The 2017 4Runner had less critical recalls, such as incorrect load information labeling and superficial parts detaching from the car, but as well as the incorrect labeling the 2018 and 2019 4Runners were recalled for loose steering/suspension fasteners and the risk of the fuel pump failing.
At the other end of the scale, the most recent 4Runners are the ones that currently have the least recalls – the 2020 and 2021 models share this prize, with no recalls between them.
Therefore, based on recalls alone, it looks as though a 2017 4Runner or one from the last couple of years is your best bet.
Data obtained from the NHTSA website
Final Thoughts – Worst 4Runner Years
Despite the various problems that the 4Runner range has experienced throughout its lifespan, it’s important to remember that no car is perfect, and all vehicles will start to display signs of wear and tear after having been driven long enough.
Generally speaking, the 4Runner is a reliable ride that suffers from less issues than many other cars no matter the year you choose.

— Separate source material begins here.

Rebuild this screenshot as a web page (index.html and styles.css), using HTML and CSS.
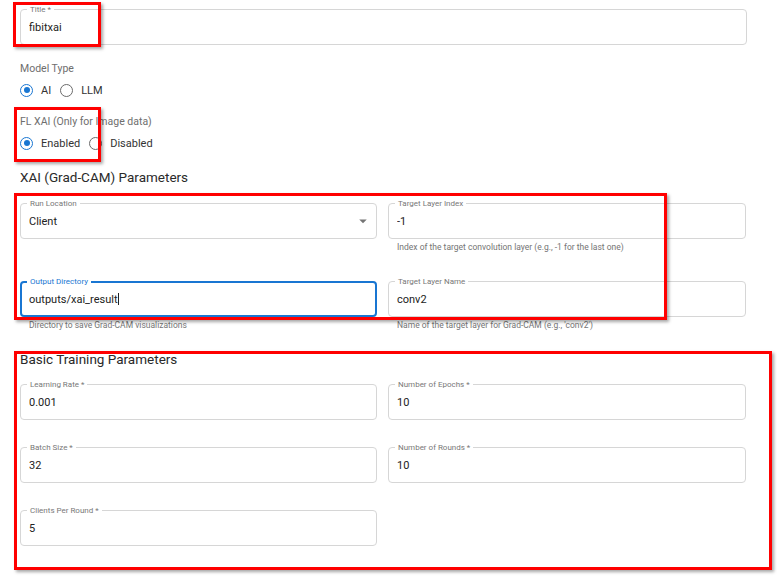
FILE: index.html
```html
<!DOCTYPE html>
<html lang="en">
  <head>
    <meta charset="UTF-8">
    <title>Federated Learning Job</title>
    <link rel="stylesheet" href="styles.css">
  </head>
  <body>
    <div class="page">
      <div class="field title-field">
        <label class="legend">Title *</label>
        <input type="text" value="fibitxai">
      </div>

      <div class="group-label model-label">Model Type</div>
      <div class="radios">
        <label class="radio"><input type="radio" name="model" checked><span>AI</span></label>
        <label class="radio"><input type="radio" name="model"><span>LLM</span></label>
      </div>

      <div class="group-label xai-label">FL XAI (Only for Image data)</div>
      <div class="radios">
        <label class="radio"><input type="radio" name="xai" checked><span>Enabled</span></label>
        <label class="radio"><input type="radio" name="xai"><span>Disabled</span></label>
      </div>

      <h3 class="section xai-section">XAI (Grad-CAM) Parameters</h3>
      <div class="grid xai-grid">
        <div class="cell">
          <div class="field select">
            <label class="legend">Run Location</label>
            <div class="value">Client</div>
            <svg class="arrow" viewBox="0 0 24 24" width="18" height="18"><path d="M7 10l5 5 5-5z" fill="#757575"/></svg>
          </div>
        </div>
        <div class="cell">
          <div class="field">
            <label class="legend">Target Layer Index</label>
            <input type="text" value="-1">
          </div>
          <div class="helper">Index of the target convolution layer (e.g., -1 for the last one)</div>
        </div>
        <div class="cell">
          <div class="field focused">
            <label class="legend">Output Directory</label>
            <div class="value">outputs/xai_result<span class="caret"></span></div>
          </div>
          <div class="helper">Directory to save Grad-CAM visualizations</div>
        </div>
        <div class="cell">
          <div class="field">
            <label class="legend">Target Layer Name</label>
            <input type="text" value="conv2">
          </div>
          <div class="helper">Name of the target layer for Grad-CAM (e.g., 'conv2')</div>
        </div>
      </div>

      <h3 class="section train-section">Basic Training Parameters</h3>
      <div class="grid train-grid">
        <div class="field">
          <label class="legend">Learning Rate *</label>
          <input type="text" value="0.001">
        </div>
        <div class="field">
          <label class="legend">Number of Epochs *</label>
          <input type="text" value="10">
        </div>
        <div class="field">
          <label class="legend">Batch Size *</label>
          <input type="text" value="32">
        </div>
        <div class="field">
          <label class="legend">Number of Rounds *</label>
          <input type="text" value="10">
        </div>
        <div class="field">
          <label class="legend">Clients Per Round *</label>
          <input type="text" value="5">
        </div>
      </div>
    </div>

    <div class="mark mark-title"></div>
    <div class="mark mark-xai"></div>
    <div class="mark mark-grad"></div>
    <div class="mark mark-train"></div>
  </body>
</html>
```

FILE: styles.css
```css
body {
  margin: 0;
  background: #fff;
  font-family: Roboto, "Liberation Sans", Arial, sans-serif;
  color: #222;
}

.page {
  width: 727px;
  padding: 9px 0 0 20px;
}

.field {
  position: relative;
  height: 36px;
  box-sizing: border-box;
  border: 1px solid #d6d6d6;
  border-radius: 4px;
  display: flex;
  align-items: center;
}

.field input,
.field .value {
  border: 0;
  outline: none;
  background: transparent;
  font-family: inherit;
  font-size: 11px;
  color: #222;
  padding: 0 0 0 8px;
  width: 100%;
  margin: 0;
}

.legend {
  position: absolute;
  top: -6px;
  left: 6px;
  padding: 0 3px;
  background: #fff;
  font-size: 8px;
  line-height: 11px;
  color: #787878;
}

.focused {
  border: 2px solid #1976d2;
}

.focused .value {
  padding-left: 7px;
}

.focused .legend {
  color: #1976d2;
  left: 5px;
  top: -7px;
}

.caret {
  display: inline-block;
  width: 1px;
  height: 12px;
  background: #222;
  vertical-align: -2px;
}

.select .arrow {
  position: absolute;
  right: 4px;
  top: 8px;
}

.group-label {
  font-size: 10.5px;
  line-height: 14px;
  color: #6e6e6e;
}

.model-label {
  margin-top: 17px;
}

.xai-label {
  margin-top: 15px;
}

.radios {
  display: flex;
  gap: 9px;
  height: 20px;
  margin-top: 4px;
  align-items: center;
}

.radio {
  display: flex;
  align-items: center;
  gap: 8px;
  font-size: 11px;
  color: #333;
}

.radio input {
  appearance: none;
  margin: 0;
  width: 13px;
  height: 13px;
  border: 1.5px solid #6b6b6b;
  border-radius: 50%;
  box-sizing: border-box;
  display: grid;
  place-items: center;
}

.radio input:checked {
  border-color: #1976d2;
}

.radio input:checked::after {
  content: "";
  width: 6px;
  height: 6px;
  border-radius: 50%;
  background: #1976d2;
}

.section {
  margin: 0;
  font-size: 13.5px;
  font-weight: normal;
  line-height: 18px;
  color: #2a2a2a;
}

.xai-section {
  margin-top: 15px;
}

.train-section {
  margin-top: 20px;
}

.grid {
  display: grid;
  grid-template-columns: 357px 358px;
  column-gap: 11px;
}

.xai-grid {
  margin-top: 17px;
  row-gap: 29px;
}

.cell {
  height: 49px;
}

.cell:nth-child(n+3) {
  height: auto;
}

.helper {
  margin-top: 3px;
  padding-left: 9px;
  font-size: 8.5px;
  line-height: 10px;
  color: #757575;
}

.train-grid {
  margin-top: 16px;
  row-gap: 27px;
}

.mark {
  position: absolute;
  border: 3px solid #ff0000;
  box-sizing: border-box;
  box-shadow: 2px 2px 3px rgba(0, 0, 0, 0.35);
}

.mark-title {
  left: 13px;
  top: 2px;
  width: 88px;
  height: 45px;
}

.mark-xai {
  left: 14px;
  top: 107px;
  width: 87px;
  height: 55px;
}

.mark-grad {
  left: 14px;
  top: 193px;
  width: 653px;
  height: 127px;
}

.mark-train {
  left: 14px;
  top: 351px;
  width: 758px;
  height: 219px;
}
```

That being said, there are years which seem to have treated drivers better than others, in particular the 2017 version, which was the first model in the newer fifth generation of 4Runners.
So shop with confidence if you’re buying a Toyota 4Runner, but remember that it’s always a good idea to check the car’s recall status by looking up its unique VIN number online to find out about any repairs that it may need.
This way, you can ask the owner or dealership if the car you’re interested in has been fixed or whether it might still suffer from any issues.